Start a Toronto pool fence permit application by preparing the Zoning Applicable Law Certificate submission first, then preparing the Pool Fence Enclosure Permit package after zoning approval. Toronto requires applicants to obtain a Zoning Certificate before applying for a Pool Fence Enclosure Permit for applications submitted after March 31, 2021. The pool must not be constructed and filled with water without a fence installed under Toronto Municipal Code Chapter 447 – Fences.

How Do You Prepare the Zoning Submission?

Prepare the zoning submission with scaled, fully dimensioned, signed, and dated drawings for the Zoning Applicable Law Certificate. City of Toronto states that this certificate is required before the Pool Fence Enclosure Permit application through Municipal Licensing and Standards.

The zoning site plan should show the proposed pool location, property lines, lot line distances, house distance, pool equipment location, fence location, fence height, fence material, and other site details needed for zoning review. The zoning step confirms the pool and enclosure layout before the permit office reviews the fence application.

How Do You Prepare the Pool Fence Site Plan?

Prepare the pool fence site plan with the approved zoning drawings and clear fence, gate, and pool enclosure details. Toronto Municipal Code Chapter 447 requires pool enclosure permit plans to show the pool location in relation to lot lines and adjacent buildings, plus complete details of the swimming pool enclosure.

The site plan should identify the fence route, gate location, gate swing, fence height, fence material, latch location, pool-edge distance, and nearby climbable objects. A complete Pool Fence Enclosure Permit submission also uses the approved Zoning Certificate and zoning-approved drawings.

How Do You Check Gate and Height Compliance Early?

Check gate and height compliance early by comparing the design against Chapter 447 – Fences before submission. A single residential property needs a pool enclosure at least 1.2 metres high. A multiple residential property or non-residential property needs a pool enclosure at least 1.8 metres high.

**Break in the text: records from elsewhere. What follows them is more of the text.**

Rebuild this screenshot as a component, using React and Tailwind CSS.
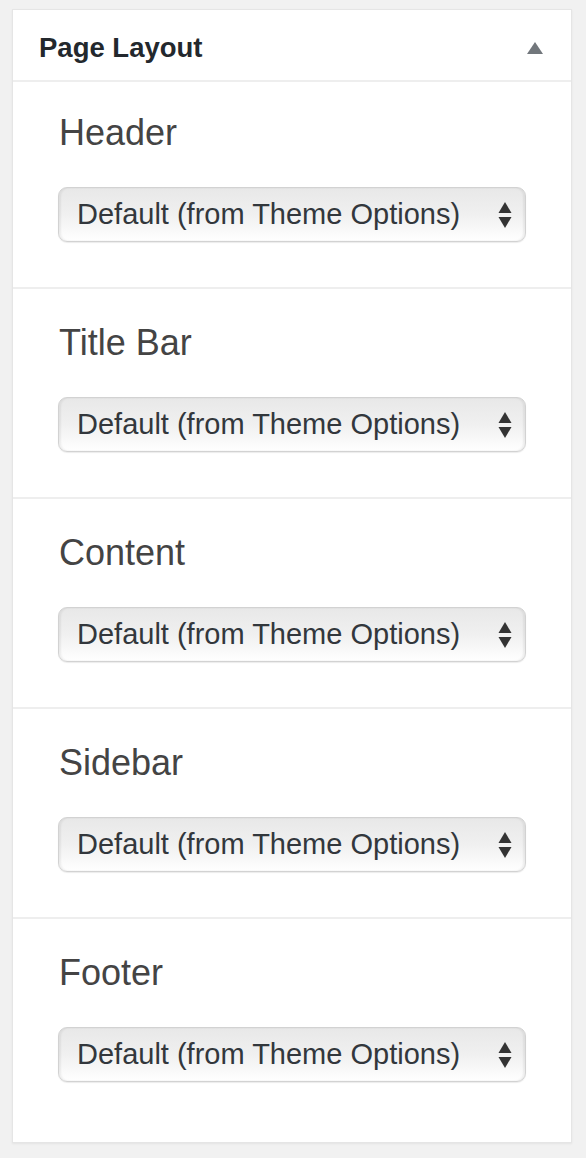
import React from 'react';

const sections = ['Header', 'Title Bar', 'Content', 'Sidebar', 'Footer'];

const SelectBox = () => (
  <div className="flex h-[55px] w-full items-center justify-between rounded-[9px] border border-[#d2d2d2] bg-gradient-to-b from-[#e8e8e8] via-[#f0f0f0] to-white pl-[18px] pr-[13px] shadow-[inset_2px_0_2px_rgba(0,0,0,0.06),inset_-2px_0_2px_rgba(0,0,0,0.06),0_1px_1px_rgba(0,0,0,0.08)]">
    <span className="text-[29px] leading-none text-[#32373c]">Default (from Theme Options)</span>
    <svg width="14" height="26" viewBox="0 0 14 26" className="shrink-0">
      <path d="M7 0 L13.5 11 L0.5 11 Z" fill="#333" />
      <path d="M0.5 15 L13.5 15 L7 26 Z" fill="#333" />
    </svg>
  </div>
);

export default function App() {
  return (
    <div className="min-h-[1158px] bg-[#f1f1f1] pt-[9px] font-['Liberation_Sans',Arial,sans-serif]">
      <div className="ml-[12px] w-[560px] border border-[#e5e5e5] bg-white shadow-[0_1px_2px_rgba(0,0,0,0.06)]">
        <div className="flex h-[72px] items-center justify-between border-b-2 border-[#eeeeee] pl-[26px] pr-[28px]">
          <h2 className="mt-[5px] text-[27.5px] font-bold text-[#23282d]">Page Layout</h2>
          <svg width="16" height="12" viewBox="0 0 16 12" className="mt-[5px]">
            <path d="M8 0 L16 12 L0 12 Z" fill="#72777c" />
          </svg>
        </div>
        {sections.map((name, i) => (
          <div
            key={name}
            className={`px-[45px] ${i > 0 ? 'border-t-2 border-[#eeeeee] pt-[34px]' : 'pt-[31px]'} ${i === sections.length - 1 ? 'pb-[60px]' : 'pb-[45px]'}`}
          >
            <div className="ml-[1px] h-[40px] text-[36px] leading-[40px] text-[#444]">{name}</div>
            <div className="mt-[34px]">
              <SelectBox />
            </div>
          </div>
        ))}
      </div>
    </div>
  );
}
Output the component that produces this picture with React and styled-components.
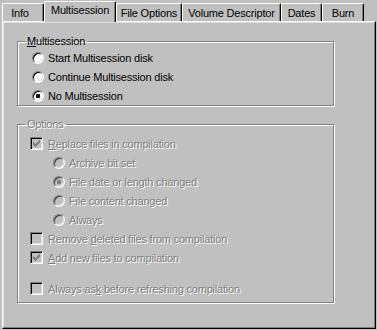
import React from 'react';
import styled, { createGlobalStyle } from 'styled-components';

const GlobalStyle = createGlobalStyle`
  html, body {
    margin: 0;
    padding: 0;
    background: #c0c0c0;
    overflow: hidden;
  }
  body {
    font-family: "Liberation Sans", Arial, sans-serif;
    font-size: 11px;
    letter-spacing: -0.2px;
    color: #000;
  }
`;

const Window = styled.div`
  width: 377px;
  height: 330px;
  padding-top: 1px;
  box-sizing: border-box;
  background: #c0c0c0;
`;

const TabRow = styled.div`
  display: flex;
  align-items: flex-end;
  height: 20px;
  margin-left: 2px;
  position: relative;
  z-index: 1;
`;

const Tab = styled.div`
  box-sizing: border-box;
  width: ${p => p.$w}px;
  height: ${p => (p.$active ? 21 : 18)}px;
  margin-bottom: ${p => (p.$active ? -1 : 0)}px;
  padding-right: ${p => p.$pr || 0}px;
  line-height: ${p => (p.$active ? 17 : 18)}px;
  text-align: center;
  white-space: nowrap;
  background: #c0c0c0;
  border-top: 1px solid #fff;
  border-left: 1px solid #fff;
  border-right: 1px solid #000;
  border-radius: 2px 2px 0 0;
  box-shadow: inset -1px 0 0 #808080;
`;

const Panel = styled.div`
  box-sizing: border-box;
  margin-left: 2px;
  width: 374px;
  height: 308px;
  padding: 13px 0 0 14px;
  border-top: 1px solid #fff;
  border-left: 1px solid #fff;
  border-right: 1px solid #000;
  border-bottom: 1px solid #000;
  box-shadow: inset -1px -1px 0 #808080, inset 1px 1px 0 #dfdfdf;
`;

const Group = styled.fieldset`
  box-sizing: border-box;
  width: 317px;
  margin: ${p => p.$mt || 0}px 0 0 0;
  padding: ${p => p.$pt || 0}px 0 ${p => p.$pb || 0}px 0;
  border: 1px solid #808080;
  box-shadow: 1px 1px 0 #fff, inset 1px 1px 0 #fff;
  min-inline-size: 0;
`;

const Legend = styled.legend`
  margin-left: 7px;
  padding: 0 2px;
  line-height: 13px;
  color: ${p => (p.$disabled ? '#808080' : '#000')};
  text-shadow: ${p => (p.$disabled ? '1px 1px 0 #fff' : 'none')};
`;

const Row = styled.div`
  display: flex;
  align-items: center;
  height: 19px;
  padding-left: ${p => p.$indent}px;
  margin-top: ${p => p.$mt || 0}px;
`;

const Label = styled.span`
  white-space: nowrap;
  color: ${p => (p.$disabled ? '#808080' : '#000')};
  text-shadow: ${p => (p.$disabled ? '1px 1px 0 #fff' : 'none')};
`;

const Key = styled.span`
  text-decoration: underline;
`;

const RadioCircle = styled.span`
  box-sizing: border-box;
  flex: none;
  width: 12px;
  height: 12px;
  margin-right: 4px;
  border-radius: 50%;
  border: 1px solid;
  border-color: #808080 #fff #fff #808080;
  box-shadow: inset 1px 1px 0 ${p => (p.$disabled ? '#404040' : '#000')}, inset -1px -1px 0 #dfdfdf;
  background: ${p => (p.$disabled ? '#c0c0c0' : '#fff')};
  display: flex;
  align-items: center;
  justify-content: center;
`;

const Dot = styled.span`
  width: 4px;
  height: 4px;
  border-radius: 1px;
  background: ${p => (p.$disabled ? '#808080' : '#000')};
`;

const CheckBox = styled.span`
  box-sizing: border-box;
  flex: none;
  width: 13px;
  height: 13px;
  margin-right: 5px;
  border: 1px solid;
  border-color: #808080 #fff #fff #808080;
  box-shadow: inset 1px 1px 0 #000, inset -1px -1px 0 #dfdfdf;
  background: ${p => (p.$disabled ? '#c0c0c0' : '#fff')};
  display: flex;
`;

const checkPixels = [
  [2, 4], [2, 5], [2, 6],
  [3, 5], [3, 6], [3, 7],
  [4, 6], [4, 7], [4, 8],
  [5, 5], [5, 6], [5, 7],
  [6, 4], [6, 5], [6, 6],
  [7, 3], [7, 4], [7, 5],
  [8, 2], [8, 3], [8, 4],
];

const CheckMark = ({ color }) => (
  <svg width="11" height="11" viewBox="0 0 11 11" shapeRendering="crispEdges">
    {checkPixels.map(([x, y]) => (
      <rect key={`${x}-${y}`} x={x} y={y} width="1" height="1" fill={color} />
    ))}
  </svg>
);

const Radio = ({ indent, checked, disabled, children }) => (
  <Row $indent={indent}>
    <RadioCircle $disabled={disabled}>{checked && <Dot $disabled={disabled} />}</RadioCircle>
    <Label $disabled={disabled}>{children}</Label>
  </Row>
);

const Check = ({ indent, checked, disabled, mt, children }) => (
  <Row $indent={indent} $mt={mt}>
    <CheckBox $disabled={disabled}>
      {checked && <CheckMark color={disabled ? '#808080' : '#000'} />}
    </CheckBox>
    <Label $disabled={disabled}>{children}</Label>
  </Row>
);

const tabs = [
  { label: 'Info', w: 42, pr: 6 },
  { label: 'Multisession', w: 72, active: true },
  { label: 'File Options', w: 66 },
  { label: 'Volume Descriptor', w: 99 },
  { label: 'Dates', w: 41 },
  { label: 'Burn', w: 42 },
];

const App = () => {
  return (
    <Window>
      <GlobalStyle />
      <TabRow>
        {tabs.map(t => (
          <Tab key={t.label} $w={t.w} $pr={t.pr} $active={t.active}>
            {t.label}
          </Tab>
        ))}
      </TabRow>
      <Panel>
        <Group>
          <Legend><Key>M</Key>ultisession</Legend>
          <Radio indent={14}>Start Multisession disk</Radio>
          <Radio indent={14}>Continue Multisession disk</Radio>
          <Radio indent={14} checked>No Multisession</Radio>
        </Group>
        <Group $mt={12} $pt={3} $pb={4}>
          <Legend $disabled>Options</Legend>
          <Check indent={12} checked disabled><Key>R</Key>eplace files in compilation</Check>
          <Radio indent={35} disabled>Archive bit set</Radio>
          <Radio indent={35} checked disabled>File date or length changed</Radio>
          <Radio indent={35} disabled>File content changed</Radio>
          <Radio indent={35} disabled>Always</Radio>
          <Check indent={12} disabled>Remove <Key>d</Key>eleted files from compilation</Check>
          <Check indent={12} checked disabled><Key>A</Key>dd new files to compilation</Check>
          <Check indent={12} mt={12} disabled>Always as<Key>k</Key> before refreshing compilation</Check>
        </Group>
      </Panel>
    </Window>
  );
};

export default App;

Gate details should confirm self-closing hinges, self-latching hardware, lockable access, latch placement, and proper clearance. The enclosure should sit at least 1.2 metres from the pool edge and at least 1 metre from easily climbable objects. Early checks reduce redesign, permit delays, and failed inspection risk.

How Do You Align Fence Approval With Pool Construction Timing?

Align fence approval with pool construction timing by completing zoning review, fence permit review, fence installation, and inspection before pool filling or use. Toronto states that a complete Pool Fence Enclosure Permit application takes about five business days to review when all information is present. Missing information or extra City requests extend the timeline.

Pool filling and use depend on enclosure compliance. Chapter 447 restricts filling until an officer inspects and confirms a compliant permanent swimming pool enclosure. Toronto allows filling with compliant temporary fencing in limited cases, but the pool area must not be used until permanent fencing has been installed, inspected, and confirmed complete.